Помню, как на спектакле «Последние дни» ко мне в гримерную вошел Вадим Шверубович со словами: «Будем говорить правду. Там умирает Ольга Леонардовна. Мы не простим себе. Надо лететь или ехать». После спектакля в конторе у Михальского, где были Месхетели, Калужский и Лев Книппер, решено было, что Лев улетает утром в Симферополь. Заплаканная домработница Ольги Леонардовны принесла шубы. Леве надлежало везти их в Ялту. Меня освободили от спектаклей, и на следующий день мы с Вадимом выехали поездом. Нам дали неделю, с учетом дороги. Тогда поезда ходили до Симферополя дольше. Какие-то лекарства дал Иверов, а я повезла настойку женьшеня (Александр Александрович Вишневский подарил мужу и мне по большому дикому корню).
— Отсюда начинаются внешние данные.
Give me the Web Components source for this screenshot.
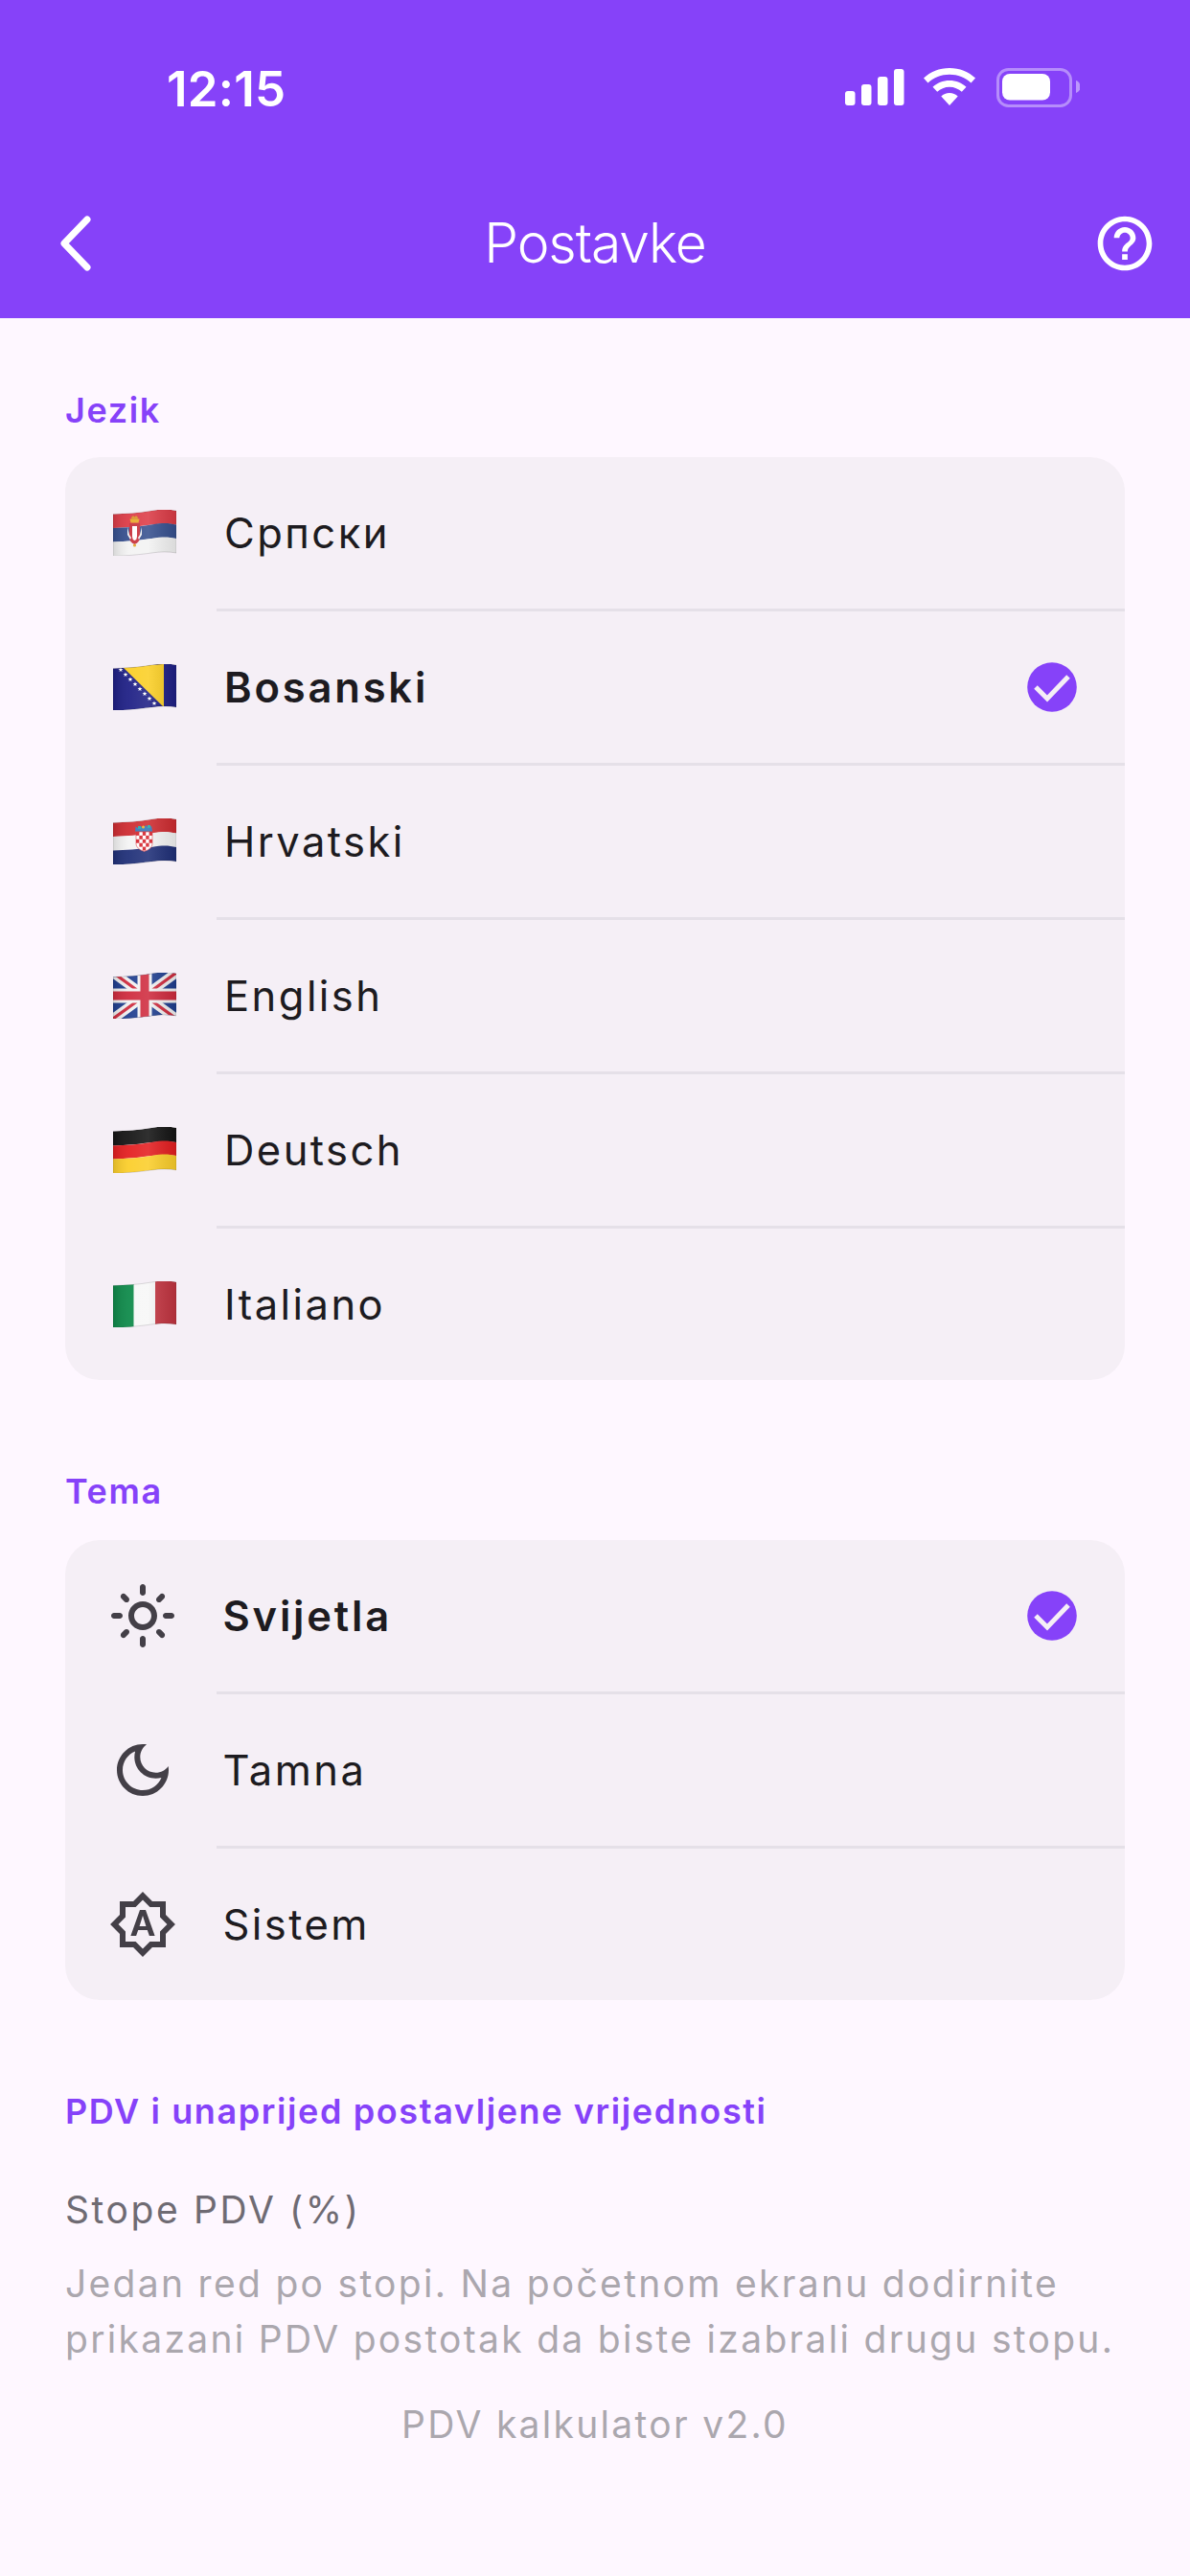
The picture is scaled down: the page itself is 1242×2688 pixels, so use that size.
<!DOCTYPE html>
<html><head><meta charset="utf-8">
<style>
html,body{margin:0;padding:0;background:#FEF7FF;}
body{font-family:Inter,"Noto Sans",sans-serif;width:1242px;height:2688px;overflow:hidden;}
settings-screen{display:block}
</style></head><body>
<settings-screen></settings-screen>
<script>
const P='#8642F9';
function wave(y){return `${0},${y+4.5} C14,${y+4} 26,${y+3.5} 40,${y+1} S58,${y-0.5} 66,${y+1}`;}
function waveBack(y){return `L66,${y+1} C58,${y-0.5} 50,${y-0.5} 40,${y+1} S14,${y+4} 0,${y+4.5}`;}
function band(y1,y2,c){return `<path d="M${wave(y1)} ${waveBack(y2)} Z" fill="${c}"/>`;}
function star(x,y,r,c){let p=[];for(let i=0;i<10;i++){const a=-Math.PI/2+i*Math.PI/5,q=i%2?r*.42:r;p.push((x+q*Math.cos(a)).toFixed(2)+','+(y+q*Math.sin(a)).toFixed(2));}return `<polygon points="${p.join(' ')}" fill="${c}"/>`;}
const flags={
 rs:()=>band(0,14.5,'#DC3B46')+band(14.5,29,'#36508F')+band(29,44,'#F3F3F3')+
  `<path d="M17 14h11v14q0 6-5.5 8q-5.5-2-5.5-8z" fill="#C8313C"/><path d="M20 17h5v11q0 3-2.5 4q-2.5-1-2.5-4z" fill="#fff"/><path d="M17.5 9.500h10l-1 4h-8z" fill="#E8A92A"/><path d="M19 8l2-2 1.500 1.500 1.500-1.500 2 2-.5 2h-6z" fill="#D9932A"/><path d="M15 18l2 8 2 3-1 2-3-5zM30 18l-2 8-2 3 1 2 3-5z" fill="#F2F2F2"/><circle cx="22.5" cy="37" r="1.6" fill="#E2A52B"/>`,
 ba:()=>band(0,44,'#1E1F85')+`<path d="M10 3 L53 0 V45 Z" fill="#FBCF25"/>`+
  [[8,6],[13,11],[18,16],[23,21],[28,26],[33,31],[38,36],[43,41]].map(a=>star(a[0],a[1],2.6,'#fff')).join(''),
 hr:()=>band(0,14.5,'#CE2B30')+band(14.5,29,'#F4F4F4')+band(29,44,'#1F2F78')+
  `<path d="M24 14h17v12.500q0 5-8.500 8q-8.500-3-8.500-8z" fill="#fff" stroke="#D83A40" stroke-width=".6"/>`+
  (()=>{let s='';for(let r=0;r<5;r++)for(let c=0;c<5;c++)if((r+c)%2==0&&!(r==4&&(c==0||c==4)))s+=`<rect x="${24+c*3.4}" y="${14+r*3.9}" width="3.4" height="3.9" fill="#D5222B"/>`;return s;})()+
  `<path d="M23 13.500l.6-5 3 2 1.500-3 3 2.500 3.500-3 2 3 3.500-2 1 5.500z" fill="#2F77B8"/><path d="M26 8h3v3h-3zM36 7h3v3h-3z" fill="#1FA7A8"/><circle cx="31.500" cy="9" r="1.5" fill="#E8B22A"/>`,
 gb:()=>`<rect width="66" height="48" fill="#1F3E8F"/>
   <path d="M0 0L66 48M66 0L0 48" stroke="#F0F0F0" stroke-width="10"/>
   <path d="M0 0L33 24M66 0L33 24M0 48L33 24M66 48L33 24" stroke="#CF2B3E" stroke-width="3.2"/>
   <path d="M33 0V48M0 24H66" stroke="#F2F2F2" stroke-width="15"/>
   <path d="M33 0V48M0 24H66" stroke="#CF2B3E" stroke-width="9"/>`,
 de:()=>band(0,15,'#141414')+band(15,29,'#E41E20')+band(29,44,'#FBCE2A'),
 it:()=>`<rect width="22" height="48" fill="#0E8A4A"/><rect x="21.5" width="23" height="48" fill="#F7F7F7"/><rect x="44" width="22" height="48" fill="#C23440"/>`
};
const shapeD=`M${wave(0)} ${waveBack(44)} Z`;
class FlagIcon extends HTMLElement{
 connectedCallback(){
  const s=this.shadowRoot||this.attachShadow({mode:'open'});
  const code=this.getAttribute('code');
  s.innerHTML=`<style>:host{display:block;width:66px;height:48px;flex:none}svg{display:block}</style>
  <svg width="66" height="48" viewBox="0 0 66 48">
   <defs><clipPath id="c"><path d="${shapeD}"/></clipPath>
   <linearGradient id="g" x1="0" x2="1" y1="0" y2="0"><stop offset="0" stop-color="#000" stop-opacity=".12"/><stop offset=".25" stop-color="#fff" stop-opacity=".06"/><stop offset=".55" stop-color="#fff" stop-opacity=".12"/><stop offset="1" stop-color="#000" stop-opacity=".1"/></linearGradient></defs>
   <g clip-path="url(#c)">${flags[code]()}<rect width="66" height="48" fill="url(#g)"/></g>
   <path d="${shapeD}" fill="none" stroke="#000" stroke-opacity=".18" stroke-width=".7"/>
  </svg>`;
 }
}
customElements.define('flag-icon',FlagIcon);

class StatusBar extends HTMLElement{
 constructor(){super();this.attachShadow({mode:'open'}).innerHTML=`<style>
  :host{display:flex;height:176px;box-sizing:border-box;padding:0 115px 0 174px;align-items:flex-start;justify-content:space-between;color:#fff}
  .t{font:600 51px/48px Inter,sans-serif;margin-top:69px;letter-spacing:.2px}
  svg{display:block;margin-top:71px}
 </style><span class="t">12:15</span>
 <svg width="245" height="41" viewBox="882 71 245 41" fill="#fff">
  <rect x="882" y="95" width="10.5" height="15" rx="3"/><rect x="899" y="88" width="10.5" height="22" rx="3"/><rect x="916" y="80" width="10.5" height="30" rx="3"/><rect x="933" y="72" width="10.5" height="38" rx="3"/>
  <path d="M991 71c10.500 0 20 4 27 10.500l-4.500 5c-6-5.500-14-8.700-22.500-8.700s-16.500 3.200-22.500 8.700l-4.500-5C971 75 980.500 71 991 71z"/>
  <path d="M991 84c6.800 0 13 2.600 17.500 6.800l-4.700 5c-3.300-3-7.900-5-12.800-5s-9.500 2-12.800 5l-4.700-5C978 86.600 984.200 84 991 84z"/>
  <path d="M991 97c3.500 0 6.500 1.300 8.700 3.400L991 110l-8.700-9.600c2.200-2.100 5.200-3.400 8.700-3.400z"/>
  <rect x="1041.5" y="72.5" width="76" height="38" rx="11" fill="none" stroke="#fff" stroke-opacity=".4" stroke-width="3"/>
  <rect x="1046" y="77" width="50" height="27.5" rx="8"/>
  <path d="M1123 84c3 1 4.500 3.500 4.500 6.500s-1.500 5.500-4.500 6.500z" fill-opacity=".45"/>
 </svg>`;}
}
customElements.define('status-bar',StatusBar);

class AppHeader extends HTMLElement{
 constructor(){super();this.attachShadow({mode:'open'}).innerHTML=`<style>
  :host{display:block;background:${P};height:332px;color:#fff}
  .nav{display:grid;grid-template-columns:1fr auto 1fr;align-items:center;height:156px;padding:0 34px;box-sizing:border-box}
  .title{font:300 57px/68px Inter,sans-serif;letter-spacing:-1.1px}
  .l{display:block;margin-left:26px}
  .r{justify-self:end;display:block}
 </style><status-bar></status-bar><div class="nav">
  <svg class="l" width="36" height="60" viewBox="0 0 36 60" fill="none" stroke="#fff" stroke-width="7" stroke-linecap="round" stroke-linejoin="round"><path d="M31 5L7 30L31 55"/></svg>
  <span class="title">Postavke</span>
  <svg class="r" width="68" height="68" viewBox="0 0 24 24" fill="#fff"><path d="M11 18h2v-2h-2v2zm1-16C6.480 2 2 6.480 2 12s4.480 10 10 10 10-4.480 10-10S17.520 2 12 2zm0 18c-4.410 0-8-3.590-8-8s3.590-8 8-8 8 3.590 8 8-3.590 8-8 8zm0-14c-2.210 0-4 1.790-4 4h2c0-1.100.900-2 2-2s2 .900 2 2c0 2-3 1.750-3 5h2c0-2.250 3-2.500 3-5 0-2.210-1.790-4-4-4z"/></svg>
 </div>`;}
}
customElements.define('app-header',AppHeader);

class SectionLabel extends HTMLElement{
 constructor(){super();this.attachShadow({mode:'open'}).innerHTML=`<style>
  :host{display:block;color:${P};font:600 36px/40px Inter,sans-serif;letter-spacing:1.6px}
 </style><slot></slot>`;}
}
customElements.define('section-label',SectionLabel);

class OptionCard extends HTMLElement{
 constructor(){super();this.attachShadow({mode:'open'}).innerHTML=`<style>
  :host{display:block;background:#F5EFF6;border-radius:36px;overflow:hidden}
 </style><slot></slot>`;}
}
customElements.define('option-card',OptionCard);

class OptionRow extends HTMLElement{
 constructor(){super();const sel=this.hasAttribute('selected');const th=this.hasAttribute('theme');
 this.attachShadow({mode:'open'}).innerHTML=`<style>
  :host{display:block}
  .row{display:flex;align-items:center;height:158px;box-sizing:border-box;padding:0 50px 0 ${th?45:50}px;font:${sel?600:400} 43.5px/56px Inter,sans-serif;color:#1D1B20;letter-spacing:${sel?2.8:2.45}px}
  .ic{width:${th?72:66}px;display:flex;justify-content:center;margin-right:${th?47.5:50}px;flex:none}
  .txt{flex:1}
  hr{margin:0 0 0 158px;border:0;height:3px;background:#E5E0E8}
  :host([last]) hr{display:none}
  svg{display:block}
 </style><div class="row"><div class="ic"><slot name="icon"></slot></div><span class="txt"><slot></slot></span>${sel?`<svg width="52" height="52" viewBox="0 0 52 52"><circle cx="26" cy="26" r="25.8" fill="${P}"/><path d="M9 27L21 39L43 16" transform="translate(0 -1)" fill="none" stroke="#F5EFF6" stroke-width="5"/></svg>`:''}</div><hr>`;}
}
customElements.define('option-row',OptionRow);

class ThemeIcon extends HTMLElement{
 constructor(){super();const d={
  sun:'M12 9c1.650 0 3 1.350 3 3s-1.350 3-3 3-3-1.350-3-3 1.350-3 3-3m0-2c-2.760 0-5 2.240-5 5s2.240 5 5 5 5-2.240 5-5-2.240-5-5-5zM2 13h2c.55 0 1-.45 1-1s-.45-1-1-1H2c-.55 0-1 .45-1 1s.45 1 1 1zm18 0h2c.55 0 1-.45 1-1s-.45-1-1-1h-2c-.55 0-1 .45-1 1s.45 1 1 1zM11 2v2c0 .55.45 1 1 1s1-.45 1-1V2c0-.55-.45-1-1-1s-1 .45-1 1zm0 18v2c0 .55.45 1 1 1s1-.45 1-1v-2c0-.55-.45-1-1-1s-1 .45-1 1zM5.990 4.580c-.39-.39-1.030-.39-1.410 0-.39.39-.39 1.030 0 1.410l1.060 1.060c.39.39 1.030.39 1.410 0s.39-1.030 0-1.410L5.990 4.580zm12.370 12.370c-.39-.39-1.030-.39-1.410 0-.39.39-.39 1.030 0 1.410l1.060 1.060c.39.39 1.030.39 1.410 0 .39-.39.39-1.030 0-1.410l-1.060-1.060zm1.060-10.960c.39-.39.39-1.030 0-1.410-.39-.39-1.030-.39-1.410 0l-1.060 1.060c-.39.39-.39 1.030 0 1.410s1.030.39 1.410 0l1.060-1.060zM7.050 18.360c.39-.39.39-1.030 0-1.410-.39-.39-1.030-.39-1.410 0l-1.060 1.060c-.39.39-.39 1.030 0 1.410s1.030.39 1.410 0l1.060-1.060z',
  moon:'M9.370 5.510c-.18.64-.27 1.310-.27 1.990 0 4.080 3.320 7.400 7.400 7.400.68 0 1.350-.09 1.990-.27C17.450 17.190 14.930 19 12 19c-3.860 0-7-3.140-7-7 0-2.930 1.810-5.450 4.370-6.490zM12 3c-4.970 0-9 4.030-9 9s4.030 9 9 9 9-4.030 9-9c0-.46-.04-.92-.1-1.360-.98 1.370-2.580 2.260-4.400 2.260-2.980 0-5.400-2.420-5.400-5.400 0-1.810.89-3.420 2.260-4.400-.44-.06-.9-.1-1.360-.1z',
  auto:'M11 7l-3.200 9h1.900l.7-2h3.200l.7 2h1.900L13 7h-2zm-.15 5.650L12 9l1.150 3.650h-2.300zM20 8.690V4h-4.690L12 .69 8.690 4H4v4.690L.69 12 4 15.310V20h4.690L12 23.310 15.310 20H20v-4.690L23.310 12 20 8.690zm-2 5.790V18h-3.520L12 20.480 9.520 18H6v-3.520L3.520 12 6 9.520V6h3.520L12 3.520 14.480 6H18v3.520L20.480 12 18 14.480z'}[this.getAttribute('name')];
 this.attachShadow({mode:'open'}).innerHTML=`<style>:host{display:block;width:72px;height:72px}svg{display:block}</style><svg width="72" height="72" viewBox="0 0 24 24" fill="#433F47"><path d="${d}"/></svg>`;}
}
customElements.define('theme-icon',ThemeIcon);

class VatInfo extends HTMLElement{
 constructor(){super();this.attachShadow({mode:'open'}).innerHTML=`<style>
  :host{display:block;margin-top:54px;letter-spacing:2.3px}
  .s{font:400 39px/58px Inter,sans-serif;color:#6F6B73;letter-spacing:2.6px}
  .h{font:400 39px/58px Inter,sans-serif;color:#ABA7AE;margin-top:19px;white-space:nowrap}
 </style><div class="s">Stope PDV (%)</div><div class="h">Jedan red po stopi. Na početnom ekranu dodirnite<br>prikazani PDV postotak da biste izabrali drugu stopu.</div>`;}
}
customElements.define('vat-info',VatInfo);

class SettingsScreen extends HTMLElement{
 constructor(){super();this.attachShadow({mode:'open'}).innerHTML=`<style>
  :host{display:block}
  main{padding:76px 68px 0;display:flex;flex-direction:column}
  section-label{margin-bottom:29px}
  .t2{margin-top:96px;margin-bottom:31px}
  .t3{margin-top:96px;margin-bottom:0}
  footer{font:400 39px/58px Inter,sans-serif;color:#ABA7AE;text-align:center;letter-spacing:2.3px;margin-top:31px}
 </style><app-header></app-header><main>
  <section-label>Jezik</section-label>
  <option-card>
   <option-row><flag-icon slot="icon" code="rs"></flag-icon>Српски</option-row>
   <option-row selected><flag-icon slot="icon" code="ba"></flag-icon>Bosanski</option-row>
   <option-row><flag-icon slot="icon" code="hr"></flag-icon>Hrvatski</option-row>
   <option-row><flag-icon slot="icon" code="gb"></flag-icon>English</option-row>
   <option-row><flag-icon slot="icon" code="de"></flag-icon>Deutsch</option-row>
   <option-row last><flag-icon slot="icon" code="it"></flag-icon>Italiano</option-row>
  </option-card>
  <section-label class="t2">Tema</section-label>
  <option-card>
   <option-row theme selected><theme-icon slot="icon" name="sun"></theme-icon>Svijetla</option-row>
   <option-row theme><theme-icon slot="icon" name="moon"></theme-icon>Tamna</option-row>
   <option-row theme last><theme-icon slot="icon" name="auto"></theme-icon>Sistem</option-row>
  </option-card>
  <section-label class="t3">PDV i unaprijed postavljene vrijednosti</section-label>
  <vat-info></vat-info>
  <footer>PDV kalkulator v2.0</footer>
 </main>`;}
}
customElements.define('settings-screen',SettingsScreen);
</script>
</body></html>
Я никогда не видела Крыма поздней осенью, дорога из Симферополя до Ялты была красоты необыкновенной. Ехали мы на большой скорости, а шофер все успокаивал меня: «Будет подарок — это я вам говорю!»
Помню, как я вбежала в комнату Ольги Леонардовны, не успев снять пальто, и увидела ее — такую слабую, похудевшую. Она улыбалась, но со слезами, трогала нас, гладила по голове Вадима, провела рукой по моему лицу. Да, прав был Вадим, мы бы себе не простили.
Мария Павловна, Софа, Елена Филипповна и Лева в нижней столовой шептали нам, что, очевидно, кризис прошел.